Expert mmap (Surgical Loading)
For MoE models (DeepSeek, Kimi), only 8 of 256+ experts are active per token. Loading all experts wastes 97% of I/O bandwidth — and fills the CPU cache with parameters that contribute nothing to the current token.
Expert mmap loads only active experts via memory-mapped files with predictive prefetch. Layer N's routing decision triggers prefetch for layer N+1. Inactive experts are surgically evicted via madvise(DONTNEED).
Result: 48× I/O reduction for trillion-parameter models. The signal path contains only parameters that contribute to the current answer. Nothing else exists in memory.
Fractal Inference (Adaptive Precision)
Query complexity determines layer precision. Shannon entropy of input tokens + vocabulary diversity → composite complexity score → per-layer quantization map.

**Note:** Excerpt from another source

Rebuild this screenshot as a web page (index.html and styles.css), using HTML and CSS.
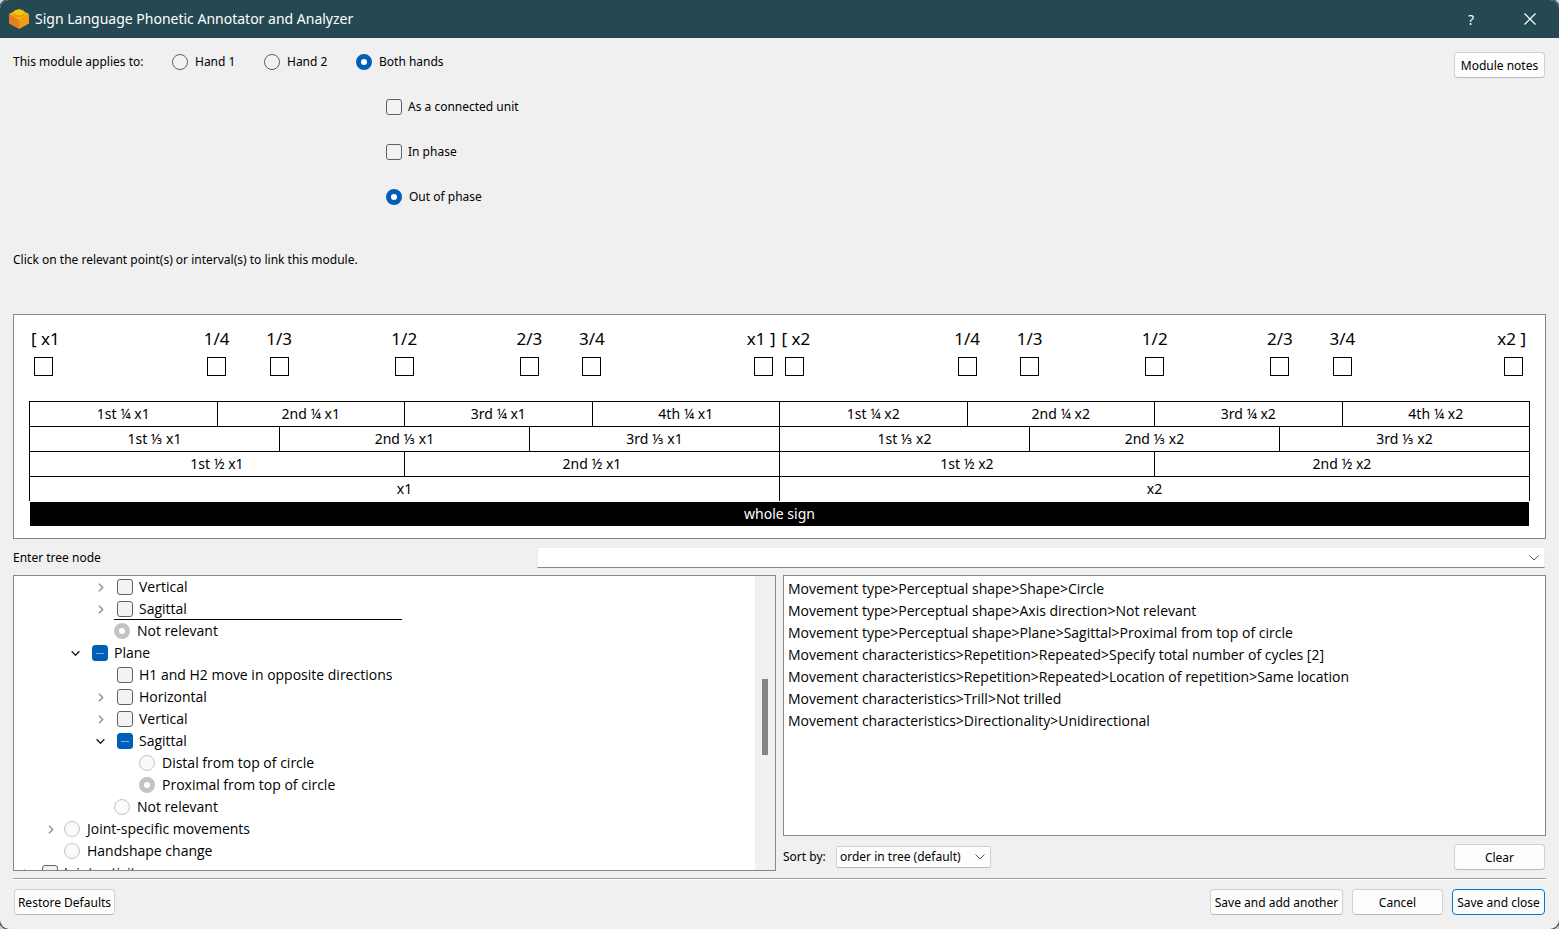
FILE: index.html
```html
<!DOCTYPE html>
<html lang="en">
<head>
<meta charset="utf-8">
<title>Sign Language Phonetic Annotator and Analyzer</title>
<link rel="stylesheet" href="styles.css">
</head>
<body>
<div class="window">
  <header class="titlebar">
    <svg class="logo" viewBox="0 0 20 20" aria-hidden="true">
      <path d="M0 5v9.500l10 5.500V9.500z" fill="#e67e22"/>
      <path d="M20 5v9.500l-10 5.500V9.500z" fill="#f39c12"/>
      <path d="M10 0l10 5-10 5.500L0 5z" fill="#f1b90f"/>
      <path d="M4.500 3.500v2c0 1.700 2.500 2.700 5.500 2.700s5.500-1 5.500-2.700v-2z" fill="#e8950f"/>
      <ellipse cx="10" cy="3.300" rx="5.500" ry="2.900" fill="#f1c40f"/>
    </svg>
    <h1 class="title">Sign Language Phonetic Annotator and Analyzer</h1>
    <button class="caption-button" type="button" aria-label="Help">?</button>
    <button class="caption-button" type="button" aria-label="Close">
      <svg width="12" height="12" viewBox="0 0 12 12"><path d="M.5.5l11 11M11.500.5l-11 11" stroke="#fff" stroke-width="1.200"/></svg>
    </button>
  </header>

  <main class="content">
    <section class="applies">
      <div class="hands" role="group" aria-labelledby="hands-label">
        <span class="hands-label" id="hands-label">This module applies to:</span>
        <label class="option hand"><input class="radio" type="radio" name="hand">Hand 1</label>
        <label class="option hand"><input class="radio" type="radio" name="hand">Hand 2</label>
        <div class="both">
          <label class="option"><input class="radio" type="radio" name="hand" checked>Both hands</label>
          <div class="phases">
            <label class="option tight"><input class="check" type="checkbox">As a connected unit</label>
            <label class="option tight"><input class="check" type="checkbox">In phase</label>
            <label class="option"><input class="radio" type="radio" name="phase" checked>Out of phase</label>
          </div>
        </div>
      </div>
      <button class="button notes" type="button">Module notes</button>
    </section>

    <p class="hint">Click on the relevant point(s) or interval(s) to link this module.</p>

    <section class="timing">
      <div class="points">
        <div class="points-half">
          <label class="point first">[ x1<input class="box" type="checkbox"></label>
          <label class="point q1">1/4<input class="box" type="checkbox"></label>
          <label class="point t1">1/3<input class="box" type="checkbox"></label>
          <label class="point h1">1/2<input class="box" type="checkbox"></label>
          <label class="point t2">2/3<input class="box" type="checkbox"></label>
          <label class="point q3">3/4<input class="box" type="checkbox"></label>
          <label class="point last">x1 ]<input class="box" type="checkbox"></label>
        </div>
        <div class="points-half">
          <label class="point first">[ x2<input class="box" type="checkbox"></label>
          <label class="point q1">1/4<input class="box" type="checkbox"></label>
          <label class="point t1">1/3<input class="box" type="checkbox"></label>
          <label class="point h1">1/2<input class="box" type="checkbox"></label>
          <label class="point t2">2/3<input class="box" type="checkbox"></label>
          <label class="point q3">3/4<input class="box" type="checkbox"></label>
          <label class="point last">x2 ]<input class="box" type="checkbox"></label>
        </div>
      </div>
      <table class="intervals">
        <colgroup><col span="24"></colgroup>
        <tr><td colspan="3">1st ¼ x1</td><td colspan="3">2nd ¼ x1</td><td colspan="3">3rd ¼ x1</td><td colspan="3">4th ¼ x1</td><td colspan="3">1st ¼ x2</td><td colspan="3">2nd ¼ x2</td><td colspan="3">3rd ¼ x2</td><td colspan="3">4th ¼ x2</td></tr>
        <tr><td colspan="4">1st ⅓ x1</td><td colspan="4">2nd ⅓ x1</td><td colspan="4">3rd ⅓ x1</td><td colspan="4">1st ⅓ x2</td><td colspan="4">2nd ⅓ x2</td><td colspan="4">3rd ⅓ x2</td></tr>
        <tr><td colspan="6">1st ½ x1</td><td colspan="6">2nd ½ x1</td><td colspan="6">1st ½ x2</td><td colspan="6">2nd ½ x2</td></tr>
        <tr><td colspan="12">x1</td><td colspan="12">x2</td></tr>
      </table>
      <div class="whole">whole sign</div>
    </section>

    <div class="search">
      <label for="node">Enter tree node</label>
      <div class="combo">
        <input class="combo-input" id="node" type="text">
        <svg class="combo-arrow" width="10" height="6" viewBox="0 0 10 6"><path d="M.5.5L5 5 9.500.5" fill="none" stroke="#555"/></svg>
      </div>
    </div>

    <section class="panes">
      <div class="tree">
        <ul class="nodes">
          <li class="node l4"><svg class="twist"><use href="#closed"/></svg><label class="item"><input class="check" type="checkbox">Vertical</label></li>
          <li class="node l4"><svg class="twist"><use href="#closed"/></svg><label class="item ruled"><input class="check" type="checkbox">Sagittal</label></li>
          <li class="node l4"><span class="twist"></span><label class="item rad"><input class="radio muted" type="radio" name="axis" checked>Not relevant</label></li>
          <li class="node l3"><svg class="twist"><use href="#open"/></svg><label class="item"><input class="check mixed" type="checkbox">Plane</label></li>
          <li class="node l4"><span class="twist"></span><label class="item"><input class="check" type="checkbox">H1 and H2 move in opposite directions</label></li>
          <li class="node l4"><svg class="twist"><use href="#closed"/></svg><label class="item"><input class="check" type="checkbox">Horizontal</label></li>
          <li class="node l4"><svg class="twist"><use href="#closed"/></svg><label class="item"><input class="check" type="checkbox">Vertical</label></li>
          <li class="node l4"><svg class="twist"><use href="#open"/></svg><label class="item"><input class="check mixed" type="checkbox">Sagittal</label></li>
          <li class="node l5"><span class="twist"></span><label class="item rad"><input class="radio muted" type="radio" name="sagittal">Distal from top of circle</label></li>
          <li class="node l5"><span class="twist"></span><label class="item rad"><input class="radio muted" type="radio" name="sagittal" checked>Proximal from top of circle</label></li>
          <li class="node l4"><span class="twist"></span><label class="item rad"><input class="radio muted" type="radio" name="plane">Not relevant</label></li>
          <li class="node l2"><svg class="twist"><use href="#closed"/></svg><label class="item rad"><input class="radio muted" type="radio" name="type">Joint-specific movements</label></li>
          <li class="node l2"><span class="twist"></span><label class="item rad"><input class="radio muted" type="radio" name="type">Handshape change</label></li>
          <li class="node l1"><svg class="twist"><use href="#closed"/></svg><label class="item"><input class="check" type="checkbox">Joint activity</label></li>
        </ul>
        <div class="scrollbar"><div class="thumb"></div></div>
      </div>

      <div class="side">
        <ul class="paths">
          <li>Movement type&gt;Perceptual shape&gt;Shape&gt;Circle</li>
          <li>Movement type&gt;Perceptual shape&gt;Axis direction&gt;Not relevant</li>
          <li>Movement type&gt;Perceptual shape&gt;Plane&gt;Sagittal&gt;Proximal from top of circle</li>
          <li>Movement characteristics&gt;Repetition&gt;Repeated&gt;Specify total number of cycles [2]</li>
          <li>Movement characteristics&gt;Repetition&gt;Repeated&gt;Location of repetition&gt;Same location</li>
          <li>Movement characteristics&gt;Trill&gt;Not trilled</li>
          <li>Movement characteristics&gt;Directionality&gt;Unidirectional</li>
        </ul>
        <div class="sort">
          <label class="sort-label" for="sort">Sort by:</label>
          <div class="combo">
            <select class="select" id="sort"><option>order in tree (default)</option></select>
            <svg class="combo-arrow" width="10" height="6" viewBox="0 0 10 6"><path d="M.5.5L5 5 9.500.5" fill="none" stroke="#555"/></svg>
          </div>
          <button class="button clear" type="button">Clear</button>
        </div>
      </div>
    </section>

    <footer class="actions">
      <button class="button restore" type="button">Restore Defaults</button>
      <button class="button another" type="button">Save and add another</button>
      <button class="button" type="button">Cancel</button>
      <button class="button primary" type="button">Save and close</button>
    </footer>
  </main>
</div>
<svg class="symbols" aria-hidden="true">
  <symbol id="closed" viewBox="0 0 10 10"><path d="M3.500 1.500L7 5 3.500 8.500" fill="none" stroke="#8a8a8a" stroke-width="1.200"/></symbol>
  <symbol id="open" viewBox="0 0 10 10"><path d="M1.500 3L5 6.500 8.500 3" fill="none" stroke="#222" stroke-width="1.300"/></symbol>
</svg>
</body>
</html>
```
FILE: styles.css
```css
* { box-sizing: border-box; }
body {
  margin: 0;
  background: #c9cfd1;
  color: #000;
  font: 12px/16px "Noto Sans", "Open Sans", sans-serif;
}
button, input, select { font: inherit; color: inherit; margin: 0; }
ul { list-style: none; margin: 0; padding: 0; }
.symbols { position: absolute; width: 0; height: 0; }

.window {
  display: flex;
  flex-direction: column;
  height: 100vh;
  background: #f0f0f0;
  border-radius: 9px;
  box-shadow: 0 0 0 1px #244952;
  overflow: hidden;
}

/* Title bar */
.titlebar {
  display: flex;
  align-items: center;
  flex: none;
  height: 38px;
  padding-left: 9px;
  background: #244952;
  color: #fff;
}
.logo { width: 20px; height: 20px; margin-right: 6px; }
.title { flex: 1; margin: 0; font: 14px/20px "Noto Sans", "Open Sans", sans-serif; }
.caption-button {
  width: 58px;
  height: 38px;
  padding: 2px 0 0;
  border: 0;
  background: none;
  font-size: 14px;
}
.caption-button:last-child { width: 59px; }

.content {
  display: flex;
  flex-direction: column;
  flex: 1;
  min-height: 0;
  padding: 14px 13px 14px;
}

/* Hand selection */
.applies { display: flex; justify-content: space-between; align-items: flex-start; }
.hands { display: flex; }
.hands-label { width: 159px; line-height: 20px; }
.option { display: flex; align-items: center; gap: 7px; height: 19px; }
.option.hand { width: 92px; }
.option.tight { gap: 6px; }
.phases { display: grid; gap: 26px; padding: 26px 0 0 30px; }
.notes { margin-right: 1px; }

.radio, .check {
  appearance: none;
  flex: none;
  width: 16px;
  height: 16px;
  border: 1px solid #606060;
  background: #f3f3f3;
}
.radio { border-radius: 50%; }
.radio:checked { border: 5px solid #005fb8; background: #fff; }
.radio.muted { border-color: #c3c3c3; background: #fafafa; }
.radio.muted:checked { background: #fff; }
.check { border-radius: 3px; }
.check.mixed {
  border-color: #005fb8;
  background: linear-gradient(#7fafdb, #7fafdb) center / 8px 1px no-repeat #005fb8;
}

.button {
  min-width: 91px;
  height: 26px;
  padding: 2px 2px 0;
  border: 1px solid #d0d0d0;
  border-bottom-color: #bababa;
  border-radius: 4px;
  background: #fdfdfd;
  white-space: nowrap;
}
.button.primary { min-width: 93px; border-color: #0078d4; }

.hint { margin: 46px 0; line-height: 16px; }

/* Timing chart */
.timing {
  flex: none;
  padding: 12px 15px;
  border: 1px solid #828790;
  background: #fff;
  font-size: 14px;
}
.points { display: grid; grid-template-columns: 1fr 1fr; height: 74px; }
.points-half { display: grid; grid-template-columns: repeat(24, 1fr); align-items: start; }
.point {
  display: flex;
  flex-direction: column;
  align-items: center;
  gap: 6px;
  grid-row: 1;
  font-size: 17px;
  line-height: 24px;
  white-space: pre;
}
.first { grid-column: 1 / 4; align-items: flex-start; padding-left: 2px; }
.q1 { grid-column: 6 / 8; }
.t1 { grid-column: 8 / 10; }
.h1 { grid-column: 12 / 14; }
.t2 { grid-column: 16 / 18; }
.q3 { grid-column: 18 / 20; }
.last { grid-column: 22 / 25; align-items: flex-end; padding-right: 4px; }
.first .box, .last .box { margin: 0 3px; }
.box {
  appearance: none;
  width: 19px;
  height: 19px;
  border: 1px solid #000;
  background: #fff;
}
.intervals {
  width: 100%;
  table-layout: fixed;
  border-spacing: 0;
  border-left: 1px solid #000;
  line-height: 24px;
  text-align: center;
}
.intervals td {
  height: 25px;
  padding: 0;
  border-top: 1px solid #000;
  border-right: 1px solid #000;
}
.whole {
  margin: 1px 1px 0;
  background: #000;
  color: #fff;
  line-height: 24px;
  text-align: center;
}

/* Tree search */
.search {
  display: grid;
  grid-template-columns: 1fr 2fr;
  gap: 20px;
  align-items: center;
  flex: none;
  padding: 8px 1px 7px 0;
}
.combo { position: relative; display: flex; }
.combo-input {
  flex: 1;
  height: 21px;
  padding: 0 24px 0 4px;
  border: 1px solid #ececec;
  border-bottom-color: #868686;
  background: #fff;
}
.combo-arrow { position: absolute; right: 6px; top: 8px; pointer-events: none; }

/* Tree and selected paths */
.panes {
  display: grid;
  grid-template-columns: 1fr 1fr;
  grid-template-rows: minmax(0, 1fr);
  gap: 7px;
  flex: 1;
  min-height: 0;
  font-size: 14px;
}
.tree {
  display: flex;
  border: 1px solid #828790;
  background: #fff;
  overflow: hidden;
}
.nodes { flex: 1; font-family: "Open Sans", sans-serif; }
.node { display: flex; align-items: center; height: 22px; }
.l1 { padding-left: 6px; }
.l2 { padding-left: 31px; }
.l3 { padding-left: 56px; }
.l4 { padding-left: 81px; }
.l5 { padding-left: 106px; }
.twist { flex: none; width: 11px; height: 11px; margin-right: 8px; }
.item { display: flex; align-items: center; gap: 6px; height: 22px; padding-left: 3px; white-space: nowrap; }
.item.rad { gap: 7px; padding-left: 0; }
.item.ruled { width: 288px; border-bottom: 1px solid #000; }
.scrollbar { display: flex; justify-content: center; width: 20px; background: #f0f0f0; }
.thumb { width: 6px; height: 76px; margin-top: 103px; background: #858585; }

.side { display: flex; flex-direction: column; min-height: 0; }
.paths {
  flex: 1;
  padding: 2px 4px;
  border: 1px solid #828790;
  background: #fff;
  font-family: "Open Sans", sans-serif;
  line-height: 22px;
}
.sort { display: flex; align-items: center; padding: 8px 1px 1px 0; font-size: 12px; }
.sort-label { width: 53px; }
.select {
  appearance: none;
  width: 155px;
  height: 22px;
  padding: 0 3px;
  border: 1px solid #d0d0d0;
  border-bottom-color: #bababa;
  border-radius: 2px;
  background: #fdfdfd;
}
.clear { margin-left: auto; }

/* Dialog buttons */
.actions {
  display: flex;
  gap: 9px;
  flex: none;
  margin-top: 7px;
  padding: 10px 1px 0;
  border-top: 1px solid #a0a0a0;
  box-shadow: inset 0 1px #fff;
}
.restore { min-width: 101px; margin-right: auto; }
.another { min-width: 133px; }
```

Simple query ("2+2=") → early layers at Q2_K, late layers at Q4_K → 26% RAM savings, zero quality loss. Complex reasoning → all layers at base precision → maximum signal fidelity.
The model breathes. Same file. Same binary. Different depth. Precision is allocated where it contributes to signal, and removed where it only adds noise. This is information-theoretic optimization applied to inference.
Identity Integration
Author identity constants participate in the kernel dispatch hash seed. The dispatch table initialization uses these constants mathematically. Removing them changes kernel selection, which changes numerical results.
This is not DRM — it's structural attribution. The author's identity is fused with the inference path at the mathematical level.
Build System
Single-file compilation. The Makefile auto-detects:
- x86: AVX2/AVX-512 via compiler intrinsic tests
- ARM: NEON detection
- OpenMP: automatic parallelization
make → inference-x (305 KB, optimized)
make clean → remove artifacts
No CMake. No configure. No autotools. One command.